My final show of the day is Lucas Nascimento, back in the main tent at 1930. The show is running late, so there is ample time to read the notes, but it has been a long day and I am struggling to make any sense of it. “Complexity rises in a light aura of an extremely determined yet relaxed woman”, anyone? I don’t know what to expect. The opening look perks me up; shimmering persimmon and grey diagonal striped tapered trousers are worn under a tangerine apron skirt, tied at the hip and billowing open, and topped with a fine-knit, lollypop-orange sweater that covers one arm and half the body, held around the neck by a standard ribbed collar. Sheer tailored trousers are paired with clean, open leather tunics in taupe and fabric is draped sari-like across shoulders. A chartreuse silk parka jacket with drawstrings paired with sheer, flared trousers in the same hue is a highlight.

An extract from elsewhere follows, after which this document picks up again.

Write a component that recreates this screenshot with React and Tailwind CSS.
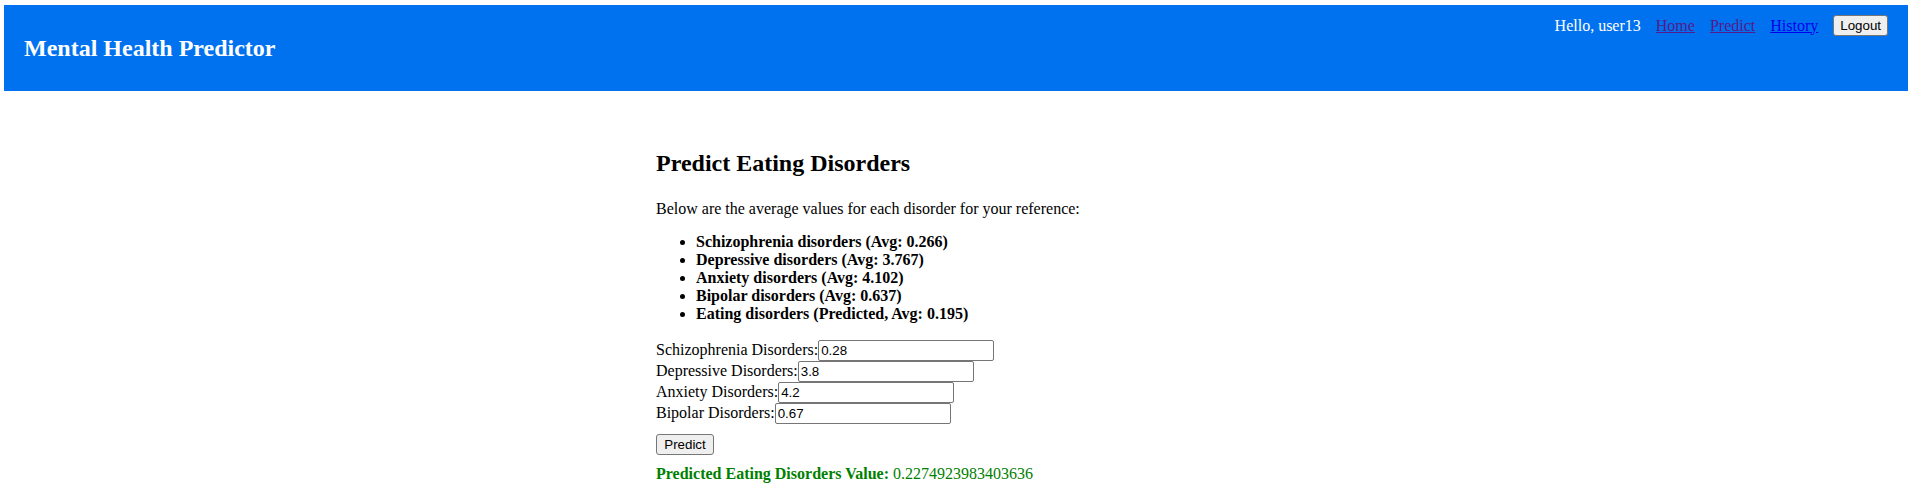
import React, { useState } from 'react';

const averages = [
  { label: 'Schizophrenia disorders', avg: '0.266' },
  { label: 'Depressive disorders', avg: '3.767' },
  { label: 'Anxiety disorders', avg: '4.102' },
  { label: 'Bipolar disorders', avg: '0.637' },
  { label: 'Eating disorders', avg: '0.195', predicted: true },
];

const fields = [
  { name: 'schizophrenia', label: 'Schizophrenia Disorders:', value: '0.28' },
  { name: 'depressive', label: 'Depressive Disorders:', value: '3.8' },
  { name: 'anxiety', label: 'Anxiety Disorders:', value: '4.2' },
  { name: 'bipolar', label: 'Bipolar Disorders:', value: '0.67' },
];

const App = () => {
  const [form, setForm] = useState(
    Object.fromEntries(fields.map((f) => [f.name, f.value]))
  );

  return (
    <div className="font-['Liberation_Serif','Times_New_Roman',serif] text-[16px] leading-[18px] text-black bg-white min-h-screen">
      {/* Header */}
      <header className="ml-[4px] mr-[7px] mt-[5px] h-[86px] bg-[#0072f0] text-white flex justify-between px-[20px]">
        <h2 className="self-center text-[24px] leading-normal font-bold">Mental Health Predictor</h2>
        <nav className="self-start pt-[10px] flex items-center gap-[15px]">
          <span>Hello, user13</span>
          <a href="#" className="underline text-[#551a8b]">Home</a>
          <a href="#" className="underline text-[#551a8b]">Predict</a>
          <a href="#" className="underline text-[#0000ee]">History</a>
          <button className="h-[21px] px-[6px] bg-[#efefef] text-black border border-[#767676] rounded-[3px] font-['Liberation_Sans',Arial,sans-serif] text-[13.33px] leading-none">
            Logout
          </button>
        </nav>
      </header>

      {/* Main Content */}
      <main className="ml-[4px] mr-[7px]">
        <div className="w-[600px] mx-auto pt-[54px]">
          <h2 className="text-[24px] leading-normal font-bold">Predict Eating Disorders</h2>
          <p className="mt-[19px]">Below are the average values for each disorder for your reference:</p>

          <ul className="mt-[15px] list-disc pl-[40px]">
            {averages.map((a) => (
              <li key={a.label} className="font-bold">
                {a.label} ({a.predicted ? 'Predicted, ' : ''}Avg: {a.avg})
              </li>
            ))}
          </ul>

          <form className="mt-[17px]" onSubmit={(e) => e.preventDefault()}>
            {fields.map((f) => (
              <div key={f.name} className="flex items-baseline h-[21px]">
                <label htmlFor={f.name}>{f.label}</label>
                <input
                  id={f.name}
                  type="text"
                  value={form[f.name]}
                  onChange={(e) => setForm({ ...form, [f.name]: e.target.value })}
                  className="w-[176px] h-[21px] px-[2px] border border-[#767676] rounded-[2px] font-['Liberation_Sans',Arial,sans-serif] text-[13.33px] text-black bg-white"
                />
              </div>
            ))}
            <button
              type="submit"
              className="mt-[10px] h-[21px] w-[58px] bg-[#efefef] text-black border border-[#767676] rounded-[3px] font-['Liberation_Sans',Arial,sans-serif] text-[13.33px] leading-none"
            >
              Predict
            </button>
          </form>

          <p className="mt-[10px] text-[#008000]">
            <strong>Predicted Eating Disorders Value:</strong> 0.2274923983403636
          </p>
        </div>
      </main>
    </div>
  );
};

export default App;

I’m not so keen on the knitted jacquard recreations of artist Nina Fowler’s monochrome drawings, but the people seated around me love them; it’s a matter of taste of course, but they are clearly beautifully rendered.

Lucas Nascimento SS15

That’s it for me for day two; I’m absolutely dead on my feet. Which makes me wish I had asked Ishwari to snap my outfit during the day, but instead you get another grainy late night shot, sorry. I’ll try to nail it tomorrow, the mid-way point of fashion week. Here, I’m going for evening grunge, with a dark navy silk tunic that has a tailcoat-style back, worn under a dark denim jacket that has shredded elbows and shoulders.